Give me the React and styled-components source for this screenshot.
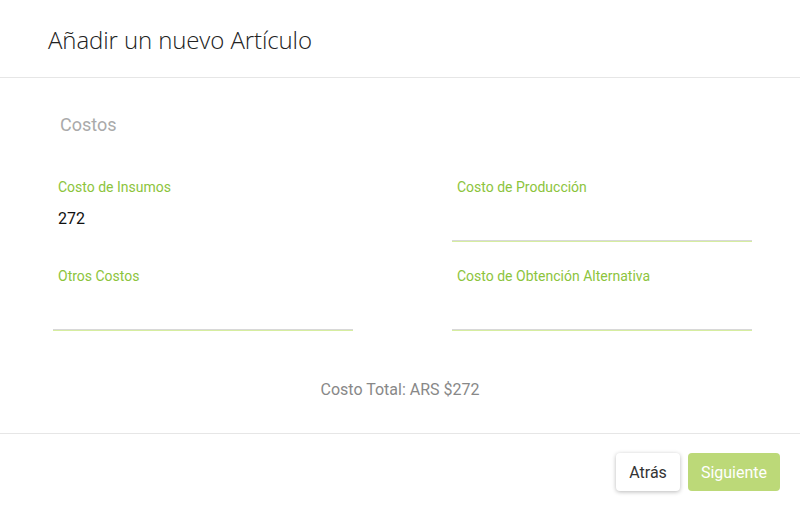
import React from "react"
import styled, { createGlobalStyle } from "styled-components"

const Global = createGlobalStyle`
  html, body {
    margin: 0;
    padding: 0;
    background: #fff;
  }
  body {
    font-family: Roboto, "Liberation Sans", sans-serif;
  }
  * { box-sizing: border-box; }
`

const Modal = styled.div`
  width: 800px;
  height: 510px;
  display: flex;
  flex-direction: column;
  background: #fff;
  overflow: hidden;
`

const Header = styled.header`
  height: 78px;
  flex: none;
  display: flex;
  align-items: center;
  padding: 2px 48px 0;
  border-bottom: 1px solid #e6e6e6;
`

const Title = styled.h1`
  margin: 0;
  font-family: "Open Sans", sans-serif;
  font-weight: 300;
  font-size: 24px;
  letter-spacing: -0.1px;
  color: #222;
`

const Body = styled.main`
  flex: 1;
  padding: 35px 48px 0 53px;
`

const SectionTitle = styled.h2`
  margin: 0 0 40px;
  padding-left: 7px;
  font-size: 18px;
  line-height: 24px;
  font-weight: 400;
  color: #aaa;
`

const Grid = styled.div`
  display: grid;
  grid-template-columns: 300px 300px;
  column-gap: 99px;
  row-gap: 25px;
`

const Field = styled.label`
  display: flex;
  flex-direction: column;
`

const Label = styled.span`
  padding-left: 5px;
  font-size: 14px;
  line-height: 20px;
  color: #8cc43c;
`

const Input = styled.div`
  height: 44px;
  padding: 10px 5px 0;
  font-size: 16px;
  line-height: 24px;
  color: #111;
  border-bottom: 1px solid ${p => (p.$bare ? "transparent" : "#d8d8d8")};
  box-shadow: ${p => (p.$bare ? "none" : "0 1px 0 #d6eda0")};
`

const Total = styled.p`
  margin: 49px 0 0;
  margin-left: -5px;
  text-align: center;
  font-size: 16px;
  line-height: 22px;
  color: #888;
`

const Footer = styled.footer`
  height: 77px;
  flex: none;
  display: flex;
  justify-content: flex-end;
  align-items: center;
  gap: 8px;
  padding: 0 20px;
  border-top: 1px solid #e6e6e6;
`

const Button = styled.button`
  height: 38px;
  padding: 0 13px;
  border: none;
  border-radius: 4px;
  font-family: Roboto, sans-serif;
  font-size: 16px;
  background: ${p => (p.$primary ? "#bcd978" : "#fff")};
  color: ${p => (p.$primary ? "#fff" : "#333")};
  box-shadow: ${p => (p.$primary ? "none" : "0 1px 4px rgba(0,0,0,0.28)")};
`

const fields = [
  { label: "Costo de Insumos", value: "272", bare: true },
  { label: "Costo de Producción", value: "" },
  { label: "Otros Costos", value: "" },
  { label: "Costo de Obtención Alternativa", value: "" },
]

export default function App() {
  return (
    <>
      <Global />
      <Modal>
        <Header>
          <Title>Añadir un nuevo Artículo</Title>
        </Header>
        <Body>
          <SectionTitle>Costos</SectionTitle>
          <Grid>
            {fields.map(f => (
              <Field key={f.label}>
                <Label>{f.label}</Label>
                <Input $bare={f.bare}>{f.value}</Input>
              </Field>
            ))}
          </Grid>
          <Total>Costo Total: ARS $272</Total>
        </Body>
        <Footer>
          <Button>Atrás</Button>
          <Button $primary>Siguiente</Button>
        </Footer>
      </Modal>
    </>
  )
}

THE PROBLEM:
Check each line above for the word "React", and copy the lines where it appears.

COMPLETE ANSWER:
Give me the React and styled-components source for this screenshot.
import React from "react"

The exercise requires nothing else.